Does Hound also search repository history? What about across branches?

    By default Hound only searches HEAD, although we have PR in process that allows you to specify a branch or set of branches for Hound to index.

      That answers re: branches, but I’m still unclear on history. By searching HEAD, are you saying it searches only the latest commit of HEAD, or the entire history of the HEAD branch?

      Hound will only search the latest revision of master, or whatever branch you specify once that PR is merged.. We don’t look at history at all, and have no plans to do so.

We built a similar tool to search on a large set of custom developed modules. It used lucene as the core indexing library. Did you also check lucene to index the codebase?

    We didn’t look at Lucene. The driver for this project was adopting and adapting the Google Codesearch code from Russ Cox, so we started and ended with that as a base.

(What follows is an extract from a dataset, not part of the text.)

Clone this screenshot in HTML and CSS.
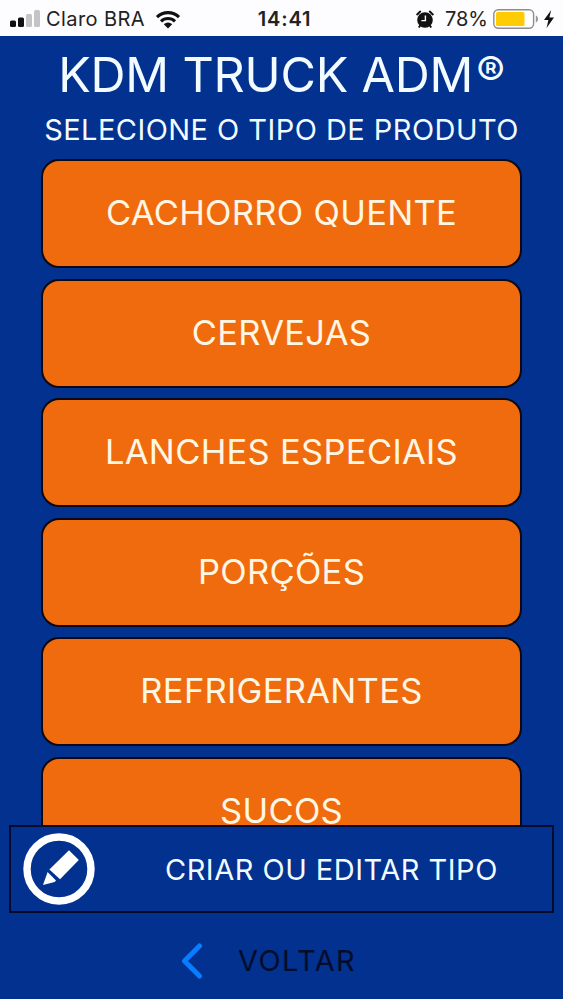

This is amazing – thanks! As a DevOps admin on the Ops side, deploying this is an easy way to get brownie points with the Devs (even though I will use it just as much!). Still working out the kinks of the URL for returned files not being in a Stash format though.

Hi,

I have been using Hound in my organization. Our code is in perforce so we have locally synced all the repos. Our repos total size is around 14 GB. But the time to build the index is around 80 minutes. As we want our code to be up to date, we are building the index everyday. 80 minute downtime is a long time. Is there any way by which we can reduce the time taken to build the index. Thanks in advance.